__MATERIAL PROVIDED__.
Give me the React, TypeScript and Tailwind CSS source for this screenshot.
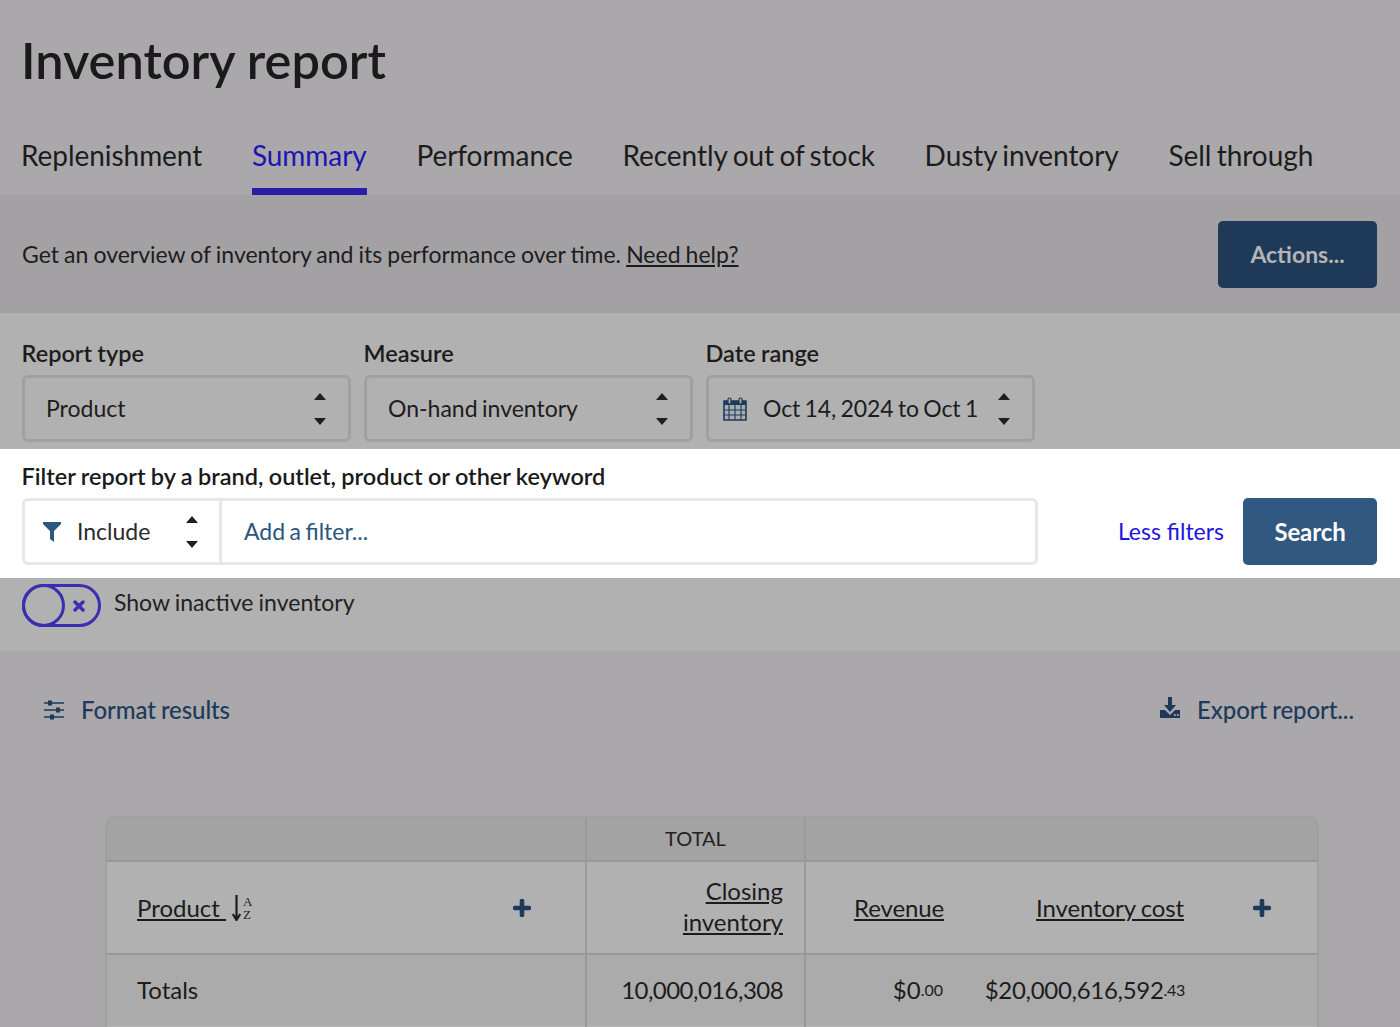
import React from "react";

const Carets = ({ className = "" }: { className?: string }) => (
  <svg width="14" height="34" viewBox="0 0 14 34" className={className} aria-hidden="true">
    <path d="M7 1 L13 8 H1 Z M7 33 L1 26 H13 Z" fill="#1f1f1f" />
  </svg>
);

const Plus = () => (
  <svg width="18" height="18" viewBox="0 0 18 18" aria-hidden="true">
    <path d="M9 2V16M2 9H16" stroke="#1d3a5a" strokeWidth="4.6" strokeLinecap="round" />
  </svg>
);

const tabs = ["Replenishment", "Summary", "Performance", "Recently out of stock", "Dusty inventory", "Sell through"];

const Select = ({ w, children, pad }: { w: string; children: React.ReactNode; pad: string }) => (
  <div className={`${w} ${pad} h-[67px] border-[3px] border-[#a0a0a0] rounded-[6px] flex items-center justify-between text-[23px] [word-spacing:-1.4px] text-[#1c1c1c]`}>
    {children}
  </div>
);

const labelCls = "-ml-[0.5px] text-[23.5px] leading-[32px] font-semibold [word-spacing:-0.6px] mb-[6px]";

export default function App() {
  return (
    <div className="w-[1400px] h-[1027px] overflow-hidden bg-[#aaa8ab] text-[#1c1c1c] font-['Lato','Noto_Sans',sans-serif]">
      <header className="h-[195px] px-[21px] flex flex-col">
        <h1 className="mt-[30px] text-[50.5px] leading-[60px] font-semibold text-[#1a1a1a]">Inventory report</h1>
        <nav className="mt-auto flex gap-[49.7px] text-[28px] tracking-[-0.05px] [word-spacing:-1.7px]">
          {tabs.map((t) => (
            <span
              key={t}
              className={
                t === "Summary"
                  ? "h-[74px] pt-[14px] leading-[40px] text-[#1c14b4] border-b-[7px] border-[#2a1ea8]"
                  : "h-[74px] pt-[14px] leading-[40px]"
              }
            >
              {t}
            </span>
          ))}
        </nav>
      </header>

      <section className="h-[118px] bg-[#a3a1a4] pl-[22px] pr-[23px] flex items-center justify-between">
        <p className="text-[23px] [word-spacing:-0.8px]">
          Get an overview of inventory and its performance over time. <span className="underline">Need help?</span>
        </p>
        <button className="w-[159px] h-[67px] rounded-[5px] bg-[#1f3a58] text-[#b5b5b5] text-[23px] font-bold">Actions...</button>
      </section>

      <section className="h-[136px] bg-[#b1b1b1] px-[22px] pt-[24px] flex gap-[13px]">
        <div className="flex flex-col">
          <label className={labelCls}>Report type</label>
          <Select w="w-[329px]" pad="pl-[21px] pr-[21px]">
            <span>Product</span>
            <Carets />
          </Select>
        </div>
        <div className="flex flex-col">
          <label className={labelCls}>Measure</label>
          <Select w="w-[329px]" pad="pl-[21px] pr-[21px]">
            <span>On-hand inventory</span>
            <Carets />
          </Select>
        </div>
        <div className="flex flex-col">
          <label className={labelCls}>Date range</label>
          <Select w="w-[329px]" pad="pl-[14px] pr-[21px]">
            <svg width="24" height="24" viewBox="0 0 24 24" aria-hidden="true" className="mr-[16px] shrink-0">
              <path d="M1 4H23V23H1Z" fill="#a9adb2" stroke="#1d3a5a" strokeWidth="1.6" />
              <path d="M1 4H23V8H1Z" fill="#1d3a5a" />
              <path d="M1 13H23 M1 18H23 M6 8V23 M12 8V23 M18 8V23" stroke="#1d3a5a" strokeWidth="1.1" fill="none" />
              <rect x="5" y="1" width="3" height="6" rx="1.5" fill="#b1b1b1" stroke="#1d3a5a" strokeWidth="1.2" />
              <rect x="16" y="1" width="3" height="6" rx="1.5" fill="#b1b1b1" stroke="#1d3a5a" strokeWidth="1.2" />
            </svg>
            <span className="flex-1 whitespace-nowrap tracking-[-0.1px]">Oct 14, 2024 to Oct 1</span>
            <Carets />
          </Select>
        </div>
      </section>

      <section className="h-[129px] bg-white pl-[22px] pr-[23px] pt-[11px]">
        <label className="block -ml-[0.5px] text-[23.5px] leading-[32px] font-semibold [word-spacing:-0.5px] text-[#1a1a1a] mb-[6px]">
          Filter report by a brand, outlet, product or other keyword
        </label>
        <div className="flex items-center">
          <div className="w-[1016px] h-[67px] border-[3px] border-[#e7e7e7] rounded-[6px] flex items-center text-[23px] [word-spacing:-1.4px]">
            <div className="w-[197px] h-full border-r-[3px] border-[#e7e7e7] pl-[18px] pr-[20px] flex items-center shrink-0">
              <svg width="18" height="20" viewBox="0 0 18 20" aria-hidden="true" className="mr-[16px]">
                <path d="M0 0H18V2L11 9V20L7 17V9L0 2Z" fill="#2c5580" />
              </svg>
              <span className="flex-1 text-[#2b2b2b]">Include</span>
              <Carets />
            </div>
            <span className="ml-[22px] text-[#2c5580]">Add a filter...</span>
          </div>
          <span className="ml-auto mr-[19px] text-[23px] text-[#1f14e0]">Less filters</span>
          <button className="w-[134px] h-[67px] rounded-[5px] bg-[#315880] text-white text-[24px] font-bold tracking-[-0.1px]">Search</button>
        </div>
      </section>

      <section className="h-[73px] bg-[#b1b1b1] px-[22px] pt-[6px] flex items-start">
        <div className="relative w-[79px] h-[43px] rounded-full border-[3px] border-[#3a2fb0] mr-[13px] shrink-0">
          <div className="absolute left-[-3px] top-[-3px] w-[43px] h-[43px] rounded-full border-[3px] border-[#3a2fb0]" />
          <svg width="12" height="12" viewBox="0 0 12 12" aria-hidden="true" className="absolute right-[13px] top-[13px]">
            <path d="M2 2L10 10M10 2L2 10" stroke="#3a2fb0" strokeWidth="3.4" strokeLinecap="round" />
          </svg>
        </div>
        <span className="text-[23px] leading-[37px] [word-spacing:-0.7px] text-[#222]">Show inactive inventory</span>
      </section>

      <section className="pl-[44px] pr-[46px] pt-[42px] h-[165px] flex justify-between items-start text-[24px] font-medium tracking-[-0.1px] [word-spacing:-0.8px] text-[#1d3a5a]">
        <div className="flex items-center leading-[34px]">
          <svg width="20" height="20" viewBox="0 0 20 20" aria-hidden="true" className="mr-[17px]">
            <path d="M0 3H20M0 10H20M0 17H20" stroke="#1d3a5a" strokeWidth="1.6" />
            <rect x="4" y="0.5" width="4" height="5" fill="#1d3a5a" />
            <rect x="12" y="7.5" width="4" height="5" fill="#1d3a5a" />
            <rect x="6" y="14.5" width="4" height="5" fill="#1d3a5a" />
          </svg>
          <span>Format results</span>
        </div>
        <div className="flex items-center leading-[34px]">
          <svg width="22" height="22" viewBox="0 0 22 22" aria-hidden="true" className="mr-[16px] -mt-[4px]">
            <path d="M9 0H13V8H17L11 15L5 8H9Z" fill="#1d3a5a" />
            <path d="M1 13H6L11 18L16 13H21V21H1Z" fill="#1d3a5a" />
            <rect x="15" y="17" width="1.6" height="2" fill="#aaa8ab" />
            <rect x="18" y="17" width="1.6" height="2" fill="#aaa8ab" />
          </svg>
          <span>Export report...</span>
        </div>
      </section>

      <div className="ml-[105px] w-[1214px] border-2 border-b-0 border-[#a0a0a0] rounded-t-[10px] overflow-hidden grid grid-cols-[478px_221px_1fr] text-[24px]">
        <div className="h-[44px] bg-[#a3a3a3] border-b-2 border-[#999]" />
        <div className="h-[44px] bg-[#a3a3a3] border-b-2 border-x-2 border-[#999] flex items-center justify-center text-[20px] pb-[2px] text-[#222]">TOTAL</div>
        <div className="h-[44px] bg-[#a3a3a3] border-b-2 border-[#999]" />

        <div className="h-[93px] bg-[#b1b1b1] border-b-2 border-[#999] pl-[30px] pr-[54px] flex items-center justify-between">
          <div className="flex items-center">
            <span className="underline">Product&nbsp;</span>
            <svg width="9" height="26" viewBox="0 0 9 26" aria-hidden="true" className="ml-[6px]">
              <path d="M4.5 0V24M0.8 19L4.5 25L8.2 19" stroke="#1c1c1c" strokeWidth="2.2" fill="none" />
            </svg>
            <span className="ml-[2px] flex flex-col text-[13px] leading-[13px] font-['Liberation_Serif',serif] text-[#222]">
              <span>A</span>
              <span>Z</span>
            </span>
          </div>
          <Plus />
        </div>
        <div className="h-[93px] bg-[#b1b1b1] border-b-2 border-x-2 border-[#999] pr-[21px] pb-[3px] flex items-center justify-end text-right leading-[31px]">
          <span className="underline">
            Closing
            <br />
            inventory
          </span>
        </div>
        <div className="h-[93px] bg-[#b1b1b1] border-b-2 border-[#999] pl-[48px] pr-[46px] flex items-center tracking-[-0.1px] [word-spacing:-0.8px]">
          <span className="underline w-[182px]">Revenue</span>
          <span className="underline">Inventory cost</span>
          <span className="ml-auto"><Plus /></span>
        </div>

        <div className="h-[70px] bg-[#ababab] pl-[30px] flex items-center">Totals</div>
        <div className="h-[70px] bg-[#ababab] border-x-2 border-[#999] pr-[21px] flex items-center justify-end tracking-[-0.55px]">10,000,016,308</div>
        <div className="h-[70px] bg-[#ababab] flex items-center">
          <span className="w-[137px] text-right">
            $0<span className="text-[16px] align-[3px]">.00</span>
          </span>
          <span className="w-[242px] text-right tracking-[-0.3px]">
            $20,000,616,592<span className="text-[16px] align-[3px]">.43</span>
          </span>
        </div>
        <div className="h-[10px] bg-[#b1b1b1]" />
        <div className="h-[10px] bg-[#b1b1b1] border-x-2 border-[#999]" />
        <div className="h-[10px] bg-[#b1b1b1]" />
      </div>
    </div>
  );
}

__WHAT YOU ARE ASKED TO DO__.
Set the lines above down again, word for word, from the first through the one containing "leading-[32px] font-semibold [word-spacing:-0.6px]"; pictures excluded.

__FINISHED EXERCISE__.
Give me the React, TypeScript and Tailwind CSS source for this screenshot.
import React from "react";

const Carets = ({ className = "" }: { className?: string }) => (
  <svg width="14" height="34" viewBox="0 0 14 34" className={className} aria-hidden="true">
    <path d="M7 1 L13 8 H1 Z M7 33 L1 26 H13 Z" fill="#1f1f1f" />
  </svg>
);

const Plus = () => (
  <svg width="18" height="18" viewBox="0 0 18 18" aria-hidden="true">
    <path d="M9 2V16M2 9H16" stroke="#1d3a5a" strokeWidth="4.6" strokeLinecap="round" />
  </svg>
);

const tabs = ["Replenishment", "Summary", "Performance", "Recently out of stock", "Dusty inventory", "Sell through"];

const Select = ({ w, children, pad }: { w: string; children: React.ReactNode; pad: string }) => (
  <div className={`${w} ${pad} h-[67px] border-[3px] border-[#a0a0a0] rounded-[6px] flex items-center justify-between text-[23px] [word-spacing:-1.4px] text-[#1c1c1c]`}>
    {children}
  </div>
);

const labelCls = "-ml-[0.5px] text-[23.5px] leading-[32px] font-semibold [word-spacing:-0.6px] mb-[6px]";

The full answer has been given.